Friedrich sitzt nicht nur im Gesundheitsausschuss, sondern auch als stellvertretendes Mitglied im Ausschuss für Umwelt, Naturschutz und Reaktorsicherheit. Besser könnte die Brücke zum Wahlkreis nicht geschlagen werden: Er glaubt, dass Umwelt- und Naturschutz wahrscheinlich in keiner anderen Region Deutschlands so wichtig sind wie am Bodensee. Jetzt steht dort hoher Besuch an. In wenigen Tagen wird Friedrich Bundesumweltminister Sigmar Gabriel im Wahlkreis begrüßen. Das thematisch "heiße Eisen", um das es auch gehen wird, liefert der Schweizer Nachbar. Es gibt Pläne seitens der Schweiz, unmittelbar an der Grenze ein Atomendlager zu bauen. "Das wird eine Rolle spielen wie das Energiethema insgesamt", unterstreicht Friedrich. "Wir sind mitten in der Energiewende, und es gilt, die Auseinandersetzung mit der verbohrten Pro-Atom-Position der Landesregierung Baden-Württembergs zu führen." Der Parlamentarier ist Mitglied in der Begleitkommission Atomendlager der Schweiz (BEKO), die das Bundesumweltministerium zur kritischen Begleitung der Suche nach einem Endlagerstandort eingerichtet hat.

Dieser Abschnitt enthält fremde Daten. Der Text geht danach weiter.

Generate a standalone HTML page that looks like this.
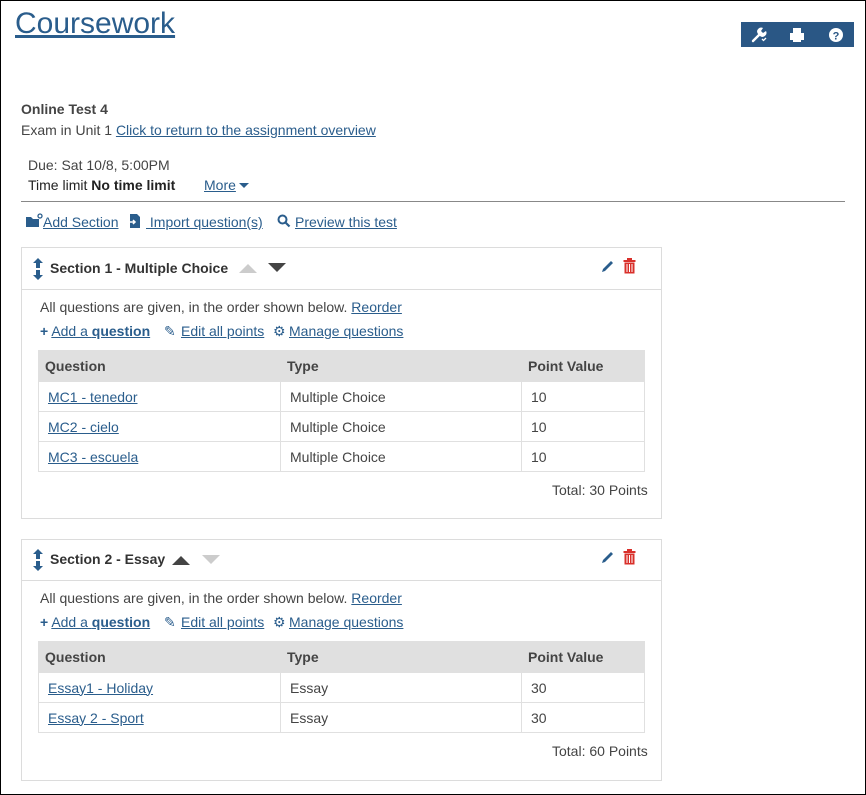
<!DOCTYPE html>
<html><head><meta charset="utf-8">
<style>
*{margin:0;padding:0;box-sizing:border-box}
html,body{width:866px;height:795px;overflow:hidden;background:#fff}
body{font-family:"Liberation Sans",sans-serif;font-size:14px;color:#444;position:relative}
.frame{position:absolute;left:0;top:0;width:866px;height:795px;border:1px solid #000}
.a{position:absolute;white-space:nowrap;line-height:16px}
a,.lk{color:#2a5d8c;text-decoration:underline}
.box{position:absolute;border:1px solid #dcdcdc;background:#fff}
.hd{position:absolute;left:0;right:0;top:0;border-bottom:1px solid #dcdcdc}
table{position:absolute;border-collapse:collapse;font-size:14px}
td,th{height:30px;border:1px solid #e0e0e0;padding:0 9px;text-align:left;color:#444}
th{background:#e0e0e0;font-weight:bold;color:#444;height:31px;padding:0 6px}
.tri{position:absolute;width:0;height:0;border-left:9px solid transparent;border-right:9px solid transparent}
.ic{position:absolute}
</style></head><body>
<div class="frame"></div>
<div class="a" style="left:15px;top:6px;font-size:30px;line-height:35px;color:#2a5d8c;text-decoration:underline">Coursework</div>
<div style="position:absolute;left:741px;top:22px;width:113px;height:25px;background:#2a5785"></div>
<svg class="ic" style="left:750px;top:26px" width="18" height="18" viewBox="0 0 18 18"><path d="M3 15 L9 9" stroke="#fff" stroke-width="2.4" stroke-linecap="round"/><path d="M8 8 a4 4 0 0 1 5 -6 l-2 3 l2 2 l3 -2 a4 4 0 0 1 -6 5z" fill="#fff"/><path d="M12 13 l1.5 1.5 l2.5 -2.5" stroke="#fff" stroke-width="1.3" fill="none"/></svg>
<svg class="ic" style="left:789px;top:27px" width="16" height="16" viewBox="0 0 16 16"><rect x="4" y="1" width="8" height="5" fill="#fff"/><rect x="1" y="6" width="14" height="7" fill="#fff"/><rect x="4" y="10" width="8" height="5" fill="#fff"/></svg>
<svg class="ic" style="left:828px;top:27px" width="16" height="16" viewBox="0 0 16 16"><circle cx="8" cy="8" r="7" fill="#fff"/><text x="8" y="12.5" font-family="Liberation Sans" font-weight="bold" font-size="11" text-anchor="middle" fill="#2a5785">?</text></svg>

<div class="a" style="left:21px;top:101px;font-weight:bold;color:#444">Online Test 4</div>
<div class="a" style="left:21px;top:122px">Exam in Unit 1 <a>Click to return to the assignment overview</a></div>
<div class="a" style="left:28px;top:157px">Due: Sat 10/8, 5:00PM</div>
<div class="a" style="left:28px;top:177px;color:#222">Time limit <b>No time limit</b></div>
<div class="a" style="left:204px;top:177px"><a>More</a></div>
<div class="tri" style="left:239px;top:183px;border-width:5px 5px 0;border-top:5px solid #2a5d8c;border-left-color:transparent"></div>
<div style="position:absolute;left:21px;top:201px;width:824px;height:1px;background:#888"></div>

<svg class="ic" style="left:25px;top:213px" width="18" height="16" viewBox="0 0 18 16"><path d="M1 4 h5 l2 2 h6 v8 h-13z" fill="#2a5d8c"/><circle cx="15" cy="3" r="2" fill="none" stroke="#2a5d8c" stroke-width="1.3"/></svg>
<div class="a" style="left:43px;top:214px"><a>Add Section</a></div>
<svg class="ic" style="left:128px;top:213px" width="14" height="16" viewBox="0 0 14 16"><path d="M2 1 h7 l3 3 v11 h-10z" fill="#2a5d8c"/><path d="M1 9 h6 m-2 -2 l2 2 l-2 2" stroke="#fff" stroke-width="1.5" fill="none"/></svg>
<div class="a" style="left:146px;top:214px"><a>&nbsp;Import question(s)</a></div>
<svg class="ic" style="left:277px;top:214px" width="14" height="14" viewBox="0 0 14 14"><circle cx="5.5" cy="5.5" r="4" stroke="#2a5d8c" stroke-width="2" fill="none"/><path d="M8.5 8.5 l4 4" stroke="#2a5d8c" stroke-width="2.2"/></svg>
<div class="a" style="left:295px;top:214px"><a>Preview this test</a></div>

<!-- Section 1 -->
<div class="box" style="left:21px;top:247px;width:641px;height:272px">
 <div class="hd" style="height:42px"></div>
</div>
<svg class="ic" style="left:33px;top:258px" width="10" height="22" viewBox="0 0 10 22"><path d="M5 0 l5 5 h-3 v5 h-4 v-5 h-3z M5 22 l5 -5 h-3 v-5 h-4 v5 h-3z" fill="#2a5d8c"/></svg>
<div class="a" style="left:50px;top:260px;font-weight:bold;color:#333">Section 1 - Multiple Choice</div>
<div class="tri" style="left:239px;top:264px;border-bottom:9px solid #ccc"></div>
<div class="tri" style="left:268px;top:263px;border-top:9px solid #444"></div>
<svg class="ic" style="left:600px;top:259px" width="15" height="15" viewBox="0 0 15 15"><path d="M2 13 l1 -3 l8 -8 l2 2 l-8 8z" fill="#2a5d8c"/></svg>
<svg class="ic" style="left:623px;top:258px" width="13" height="16" viewBox="0 0 13 16"><rect x="0.5" y="2" width="12" height="2" fill="#d9302b"/><rect x="4" y="0" width="5" height="2.5" fill="#d9302b"/><path d="M1.5 4.5 h10 v11 h-10z" fill="#d9302b"/><path d="M4 6 v8 M6.5 6 v8 M9 6 v8" stroke="#fff" stroke-width="1"/></svg>
<div class="a" style="left:40px;top:299px">All questions are given, in the order shown below. <a>Reorder</a></div>
<div class="a" style="left:40px;top:323px"><span style="color:#2a5d8c;font-weight:bold">+</span> <a>Add a <b>question</b></a></div>
<div class="a" style="left:164px;top:323px"><span style="color:#2a5d8c;display:inline-block;width:17px">&#9998;</span><a>Edit all points</a></div>
<div class="a" style="left:273px;top:323px"><span style="color:#2a5d8c;display:inline-block;width:16px">&#9881;</span><a>Manage questions</a></div>
<table style="left:38px;top:350px;width:607px">
<tr><th style="width:242px">Question</th><th style="width:241px">Type</th><th>Point Value</th></tr>
<tr><td><a>MC1 - tenedor</a></td><td>Multiple Choice</td><td>10</td></tr>
<tr><td><a>MC2 - cielo</a></td><td>Multiple Choice</td><td>10</td></tr>
<tr><td><a>MC3 - escuela</a></td><td>Multiple Choice</td><td>10</td></tr>
</table>
<div class="a" style="left:552px;top:482px">Total: 30 Points</div>

<!-- Section 2 -->
<div class="box" style="left:21px;top:539px;width:641px;height:242px">
 <div class="hd" style="height:41px"></div>
</div>
<svg class="ic" style="left:33px;top:549px" width="10" height="22" viewBox="0 0 10 22"><path d="M5 0 l5 5 h-3 v5 h-4 v-5 h-3z M5 22 l5 -5 h-3 v-5 h-4 v5 h-3z" fill="#2a5d8c"/></svg>
<div class="a" style="left:50px;top:551px;font-weight:bold;color:#333">Section 2 - Essay</div>
<div class="tri" style="left:172px;top:556px;border-bottom:9px solid #444"></div>
<div class="tri" style="left:202px;top:555px;border-top:9px solid #ccc"></div>
<svg class="ic" style="left:600px;top:550px" width="15" height="15" viewBox="0 0 15 15"><path d="M2 13 l1 -3 l8 -8 l2 2 l-8 8z" fill="#2a5d8c"/></svg>
<svg class="ic" style="left:623px;top:549px" width="13" height="16" viewBox="0 0 13 16"><rect x="0.5" y="2" width="12" height="2" fill="#d9302b"/><rect x="4" y="0" width="5" height="2.5" fill="#d9302b"/><path d="M1.5 4.5 h10 v11 h-10z" fill="#d9302b"/><path d="M4 6 v8 M6.5 6 v8 M9 6 v8" stroke="#fff" stroke-width="1"/></svg>
<div class="a" style="left:40px;top:590px">All questions are given, in the order shown below. <a>Reorder</a></div>
<div class="a" style="left:40px;top:614px"><span style="color:#2a5d8c;font-weight:bold">+</span> <a>Add a <b>question</b></a></div>
<div class="a" style="left:164px;top:614px"><span style="color:#2a5d8c;display:inline-block;width:17px">&#9998;</span><a>Edit all points</a></div>
<div class="a" style="left:273px;top:614px"><span style="color:#2a5d8c;display:inline-block;width:16px">&#9881;</span><a>Manage questions</a></div>
<table style="left:38px;top:641px;width:607px">
<tr><th style="width:242px">Question</th><th style="width:241px">Type</th><th>Point Value</th></tr>
<tr><td><a>Essay1 - Holiday</a></td><td>Essay</td><td>30</td></tr>
<tr><td><a>Essay 2 - Sport</a></td><td>Essay</td><td>30</td></tr>
</table>
<div class="a" style="left:552px;top:743px">Total: 60 Points</div>
</body></html>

Das Problem macht deutlich, was es heißt, einen Wahlkreis in einer Grenzregion zu vertreten - und es zeigt, dass es neben den Berliner Aktivitäten wesentliche Aktionen und interessante Aspekte im Wahlkreis gibt, die das Bild über einen Abgeordneten und sein Engagement abrunden. Wer weiß schon, dass ein Parlamentarier wie Peter Friedrich ausbildet? Natürlich nicht zum Politiker, sondern zur Kauffrau für Bürokommunikation, exakt nach dem Berufsbildungsplan der Industrie- und Handelskammer. Friedrich hält es für "unheimlich wichtig, selbst diese Erfahrungen mit Ausbildung zu machen" und so bei den Betrieben seiner Region auch glaubwürdig mitreden und für mehr Ausbildungsplätze werben zu können.
Auch Friedrich selbst ist von Lerneifer getrieben, war mehrfach "Abgeordneter im Praktikum", wie er es nennt. Im Sommer hat er an sechs verschiedenen Stationen vom Pflegeheim bis zum Campingplatz angeheuert. "Mir geht es darum, den Arbeitsalltag verschiedener Berufe kennen zu lernen. Bei jeder Station habe ich Anregungen für meine Arbeit als Abgeordneter mitgenommen - etwa wo wir Bürokratie abbauen können, wie unsere Gesetze wirken, auch wo wir noch etwas regeln müssen."
Wenn man wie Friedrich das Mandat ernst nimmt, ist es "eine schwere Aufgabe, die viel Einsatz erfordert". Aber: "Ich empfinde es immer noch als Ehre, eine solche Aufgabe bearbeiten zu dürfen."